◆ Task brief
Begin at the line that holds "Rebuild this screenshot" and copy each line exactly until the data below ends, including that last line but no pictures.

◆ Supplied entries
* * * * * * * * *
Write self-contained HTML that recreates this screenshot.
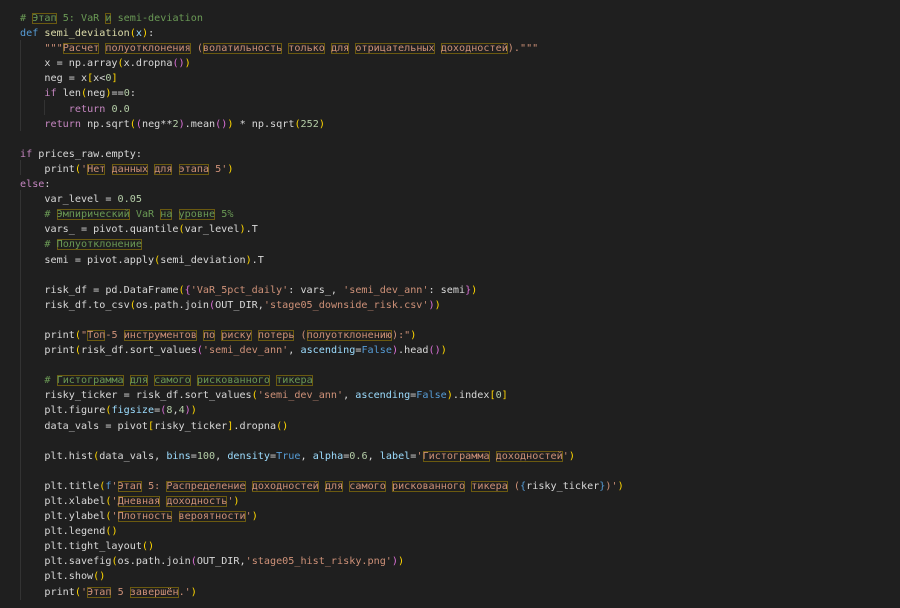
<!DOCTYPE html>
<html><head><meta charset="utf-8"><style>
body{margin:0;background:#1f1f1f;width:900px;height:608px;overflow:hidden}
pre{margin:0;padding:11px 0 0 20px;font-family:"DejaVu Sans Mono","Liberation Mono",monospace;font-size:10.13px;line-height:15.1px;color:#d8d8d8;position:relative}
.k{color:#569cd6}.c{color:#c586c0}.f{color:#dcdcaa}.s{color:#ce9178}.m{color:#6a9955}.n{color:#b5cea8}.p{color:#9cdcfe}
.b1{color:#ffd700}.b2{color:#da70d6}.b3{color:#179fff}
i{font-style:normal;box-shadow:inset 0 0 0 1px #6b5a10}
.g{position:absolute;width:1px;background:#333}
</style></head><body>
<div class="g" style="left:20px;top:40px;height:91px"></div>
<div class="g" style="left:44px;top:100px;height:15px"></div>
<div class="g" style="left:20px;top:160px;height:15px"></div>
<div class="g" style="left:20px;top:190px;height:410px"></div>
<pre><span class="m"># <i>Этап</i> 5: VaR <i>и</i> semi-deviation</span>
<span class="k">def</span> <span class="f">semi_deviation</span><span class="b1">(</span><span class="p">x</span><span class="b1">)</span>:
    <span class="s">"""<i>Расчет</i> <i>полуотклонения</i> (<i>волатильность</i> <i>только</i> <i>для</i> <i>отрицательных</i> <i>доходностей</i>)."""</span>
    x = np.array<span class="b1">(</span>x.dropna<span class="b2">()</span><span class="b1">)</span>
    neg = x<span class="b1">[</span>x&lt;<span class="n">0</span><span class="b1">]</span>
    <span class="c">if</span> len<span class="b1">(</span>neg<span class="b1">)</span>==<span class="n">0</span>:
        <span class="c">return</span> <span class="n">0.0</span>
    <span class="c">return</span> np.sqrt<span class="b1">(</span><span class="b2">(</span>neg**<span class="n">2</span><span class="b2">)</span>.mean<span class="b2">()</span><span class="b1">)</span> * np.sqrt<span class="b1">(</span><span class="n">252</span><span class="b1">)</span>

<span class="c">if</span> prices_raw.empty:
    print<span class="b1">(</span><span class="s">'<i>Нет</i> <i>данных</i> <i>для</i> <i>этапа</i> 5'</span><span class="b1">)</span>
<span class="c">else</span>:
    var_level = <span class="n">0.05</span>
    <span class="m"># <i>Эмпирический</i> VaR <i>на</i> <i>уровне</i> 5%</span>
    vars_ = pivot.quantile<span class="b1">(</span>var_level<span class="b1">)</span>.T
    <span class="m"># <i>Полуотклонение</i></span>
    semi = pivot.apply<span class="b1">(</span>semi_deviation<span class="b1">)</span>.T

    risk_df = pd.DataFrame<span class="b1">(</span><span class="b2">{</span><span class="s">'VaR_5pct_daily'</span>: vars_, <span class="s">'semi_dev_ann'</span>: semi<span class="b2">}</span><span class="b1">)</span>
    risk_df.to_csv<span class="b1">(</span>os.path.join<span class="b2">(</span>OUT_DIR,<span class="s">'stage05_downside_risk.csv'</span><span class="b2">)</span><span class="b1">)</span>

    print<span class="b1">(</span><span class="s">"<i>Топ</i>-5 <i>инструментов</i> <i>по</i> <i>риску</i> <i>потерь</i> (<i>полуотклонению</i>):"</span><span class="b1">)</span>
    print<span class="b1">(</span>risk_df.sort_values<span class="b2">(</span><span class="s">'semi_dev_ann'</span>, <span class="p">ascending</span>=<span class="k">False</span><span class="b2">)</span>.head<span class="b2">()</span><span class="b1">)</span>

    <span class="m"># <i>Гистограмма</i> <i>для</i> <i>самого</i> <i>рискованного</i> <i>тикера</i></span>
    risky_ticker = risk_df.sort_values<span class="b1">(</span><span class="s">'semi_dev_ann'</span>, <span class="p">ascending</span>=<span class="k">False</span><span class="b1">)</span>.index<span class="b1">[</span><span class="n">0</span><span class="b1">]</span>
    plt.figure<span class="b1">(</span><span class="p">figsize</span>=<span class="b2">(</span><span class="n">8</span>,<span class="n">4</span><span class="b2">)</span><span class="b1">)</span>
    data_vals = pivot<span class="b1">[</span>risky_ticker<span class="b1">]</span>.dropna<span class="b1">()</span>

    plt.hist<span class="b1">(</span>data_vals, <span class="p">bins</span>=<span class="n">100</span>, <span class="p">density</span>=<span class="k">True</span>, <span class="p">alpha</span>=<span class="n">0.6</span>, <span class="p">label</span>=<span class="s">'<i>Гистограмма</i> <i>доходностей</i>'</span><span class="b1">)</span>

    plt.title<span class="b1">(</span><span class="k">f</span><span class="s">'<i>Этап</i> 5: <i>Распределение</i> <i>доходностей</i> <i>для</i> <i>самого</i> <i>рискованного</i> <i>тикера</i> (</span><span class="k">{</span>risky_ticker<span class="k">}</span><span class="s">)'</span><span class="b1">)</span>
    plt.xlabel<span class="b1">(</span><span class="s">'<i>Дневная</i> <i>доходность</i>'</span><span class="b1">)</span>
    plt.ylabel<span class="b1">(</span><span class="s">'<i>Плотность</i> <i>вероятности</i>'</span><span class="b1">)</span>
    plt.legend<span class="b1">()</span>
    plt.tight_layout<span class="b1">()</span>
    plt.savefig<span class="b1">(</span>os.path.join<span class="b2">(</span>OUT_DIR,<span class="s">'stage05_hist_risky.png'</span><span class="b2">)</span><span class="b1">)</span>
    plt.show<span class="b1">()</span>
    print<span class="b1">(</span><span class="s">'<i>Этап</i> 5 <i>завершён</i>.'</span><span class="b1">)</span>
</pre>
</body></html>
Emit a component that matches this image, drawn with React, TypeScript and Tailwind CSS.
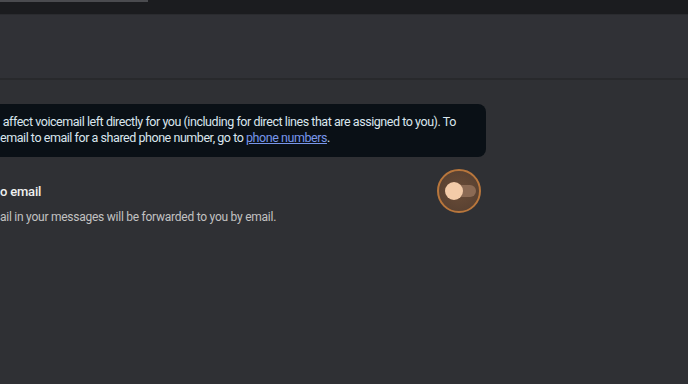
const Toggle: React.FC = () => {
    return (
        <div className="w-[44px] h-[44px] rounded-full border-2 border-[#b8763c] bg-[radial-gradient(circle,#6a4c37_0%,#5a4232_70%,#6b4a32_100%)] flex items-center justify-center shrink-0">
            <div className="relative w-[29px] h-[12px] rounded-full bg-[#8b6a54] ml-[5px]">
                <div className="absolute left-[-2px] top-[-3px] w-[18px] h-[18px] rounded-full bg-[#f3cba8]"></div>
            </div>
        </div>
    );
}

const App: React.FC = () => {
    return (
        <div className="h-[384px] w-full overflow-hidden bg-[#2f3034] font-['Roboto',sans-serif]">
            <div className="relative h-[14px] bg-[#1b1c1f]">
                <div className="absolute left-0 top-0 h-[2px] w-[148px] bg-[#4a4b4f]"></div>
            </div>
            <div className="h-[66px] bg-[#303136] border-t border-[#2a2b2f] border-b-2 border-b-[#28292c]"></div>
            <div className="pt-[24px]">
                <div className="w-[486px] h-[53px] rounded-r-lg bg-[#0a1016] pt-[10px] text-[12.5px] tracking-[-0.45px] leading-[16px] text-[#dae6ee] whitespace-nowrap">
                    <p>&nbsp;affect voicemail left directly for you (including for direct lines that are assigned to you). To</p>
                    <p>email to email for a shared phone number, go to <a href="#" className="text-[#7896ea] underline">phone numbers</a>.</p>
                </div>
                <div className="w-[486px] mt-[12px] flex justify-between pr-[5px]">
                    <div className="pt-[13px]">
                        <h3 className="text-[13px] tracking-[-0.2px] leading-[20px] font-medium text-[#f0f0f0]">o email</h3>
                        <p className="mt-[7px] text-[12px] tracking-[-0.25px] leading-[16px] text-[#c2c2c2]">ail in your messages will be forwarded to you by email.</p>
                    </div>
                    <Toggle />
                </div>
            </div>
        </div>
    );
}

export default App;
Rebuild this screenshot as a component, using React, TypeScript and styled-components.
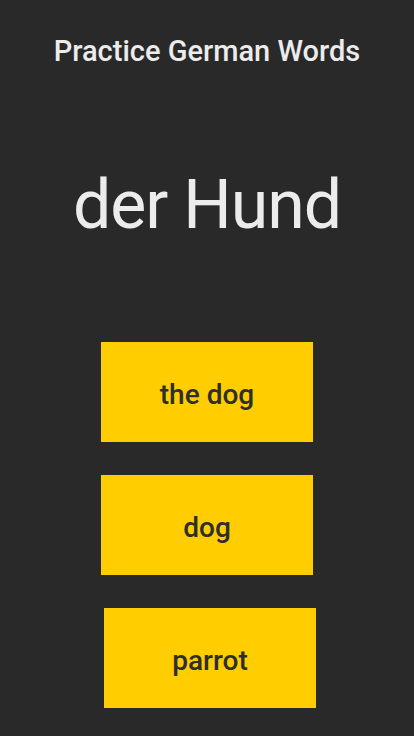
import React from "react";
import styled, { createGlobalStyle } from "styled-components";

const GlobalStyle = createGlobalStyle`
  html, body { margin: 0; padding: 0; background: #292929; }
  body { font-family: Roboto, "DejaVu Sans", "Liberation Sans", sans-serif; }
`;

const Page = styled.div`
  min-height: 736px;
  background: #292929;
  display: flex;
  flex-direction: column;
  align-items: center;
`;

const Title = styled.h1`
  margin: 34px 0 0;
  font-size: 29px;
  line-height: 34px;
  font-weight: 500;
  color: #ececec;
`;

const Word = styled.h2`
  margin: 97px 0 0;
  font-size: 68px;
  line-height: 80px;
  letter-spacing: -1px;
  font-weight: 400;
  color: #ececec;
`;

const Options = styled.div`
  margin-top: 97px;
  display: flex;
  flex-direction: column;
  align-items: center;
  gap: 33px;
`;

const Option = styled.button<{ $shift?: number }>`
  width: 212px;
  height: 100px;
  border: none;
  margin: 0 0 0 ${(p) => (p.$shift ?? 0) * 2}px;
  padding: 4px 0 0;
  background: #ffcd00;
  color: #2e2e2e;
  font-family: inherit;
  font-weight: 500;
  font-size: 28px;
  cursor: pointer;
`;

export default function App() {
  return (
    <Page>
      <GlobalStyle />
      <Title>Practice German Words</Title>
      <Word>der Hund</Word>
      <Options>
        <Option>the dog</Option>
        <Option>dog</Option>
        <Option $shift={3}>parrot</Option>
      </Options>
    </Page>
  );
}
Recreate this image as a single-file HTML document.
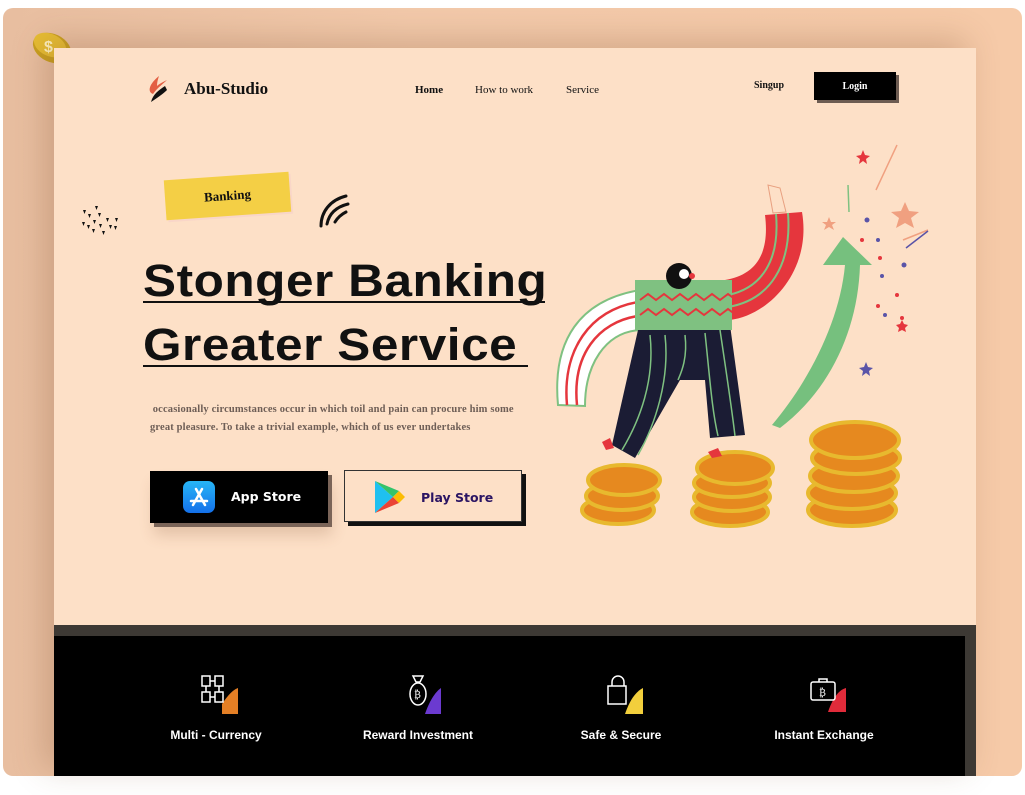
* * * * * * * * *
◆ Final result
Rebuild this screenshot as a component, using React, TypeScript and styled-components.
import React from "react";
import styled, { createGlobalStyle } from "styled-components";

const GlobalStyle = createGlobalStyle`
  html, body { margin: 0; padding: 0; background: #292929; }
  body { font-family: Roboto, "DejaVu Sans", "Liberation Sans", sans-serif; }
`;

const Page = styled.div`
  min-height: 736px;
  background: #292929;
  display: flex;
  flex-direction: column;
  align-items: center;
`;

const Title = styled.h1`
  margin: 34px 0 0;
  font-size: 29px;
  line-height: 34px;
  font-weight: 500;
  color: #ececec;
`;

const Word = styled.h2`
  margin: 97px 0 0;
  font-size: 68px;
  line-height: 80px;
  letter-spacing: -1px;
  font-weight: 400;
  color: #ececec;
`;

const Options = styled.div`
  margin-top: 97px;
  display: flex;
  flex-direction: column;
  align-items: center;
  gap: 33px;
`;

const Option = styled.button<{ $shift?: number }>`
  width: 212px;
  height: 100px;
  border: none;
  margin: 0 0 0 ${(p) => (p.$shift ?? 0) * 2}px;
  padding: 4px 0 0;
  background: #ffcd00;
  color: #2e2e2e;
  font-family: inherit;
  font-weight: 500;
  font-size: 28px;
  cursor: pointer;
`;

export default function App() {
  return (
    <Page>
      <GlobalStyle />
      <Title>Practice German Words</Title>
      <Word>der Hund</Word>
      <Options>
        <Option>the dog</Option>
        <Option>dog</Option>
        <Option $shift={3}>parrot</Option>
      </Options>
    </Page>
  );
}
Recreate this image as a single-file HTML document.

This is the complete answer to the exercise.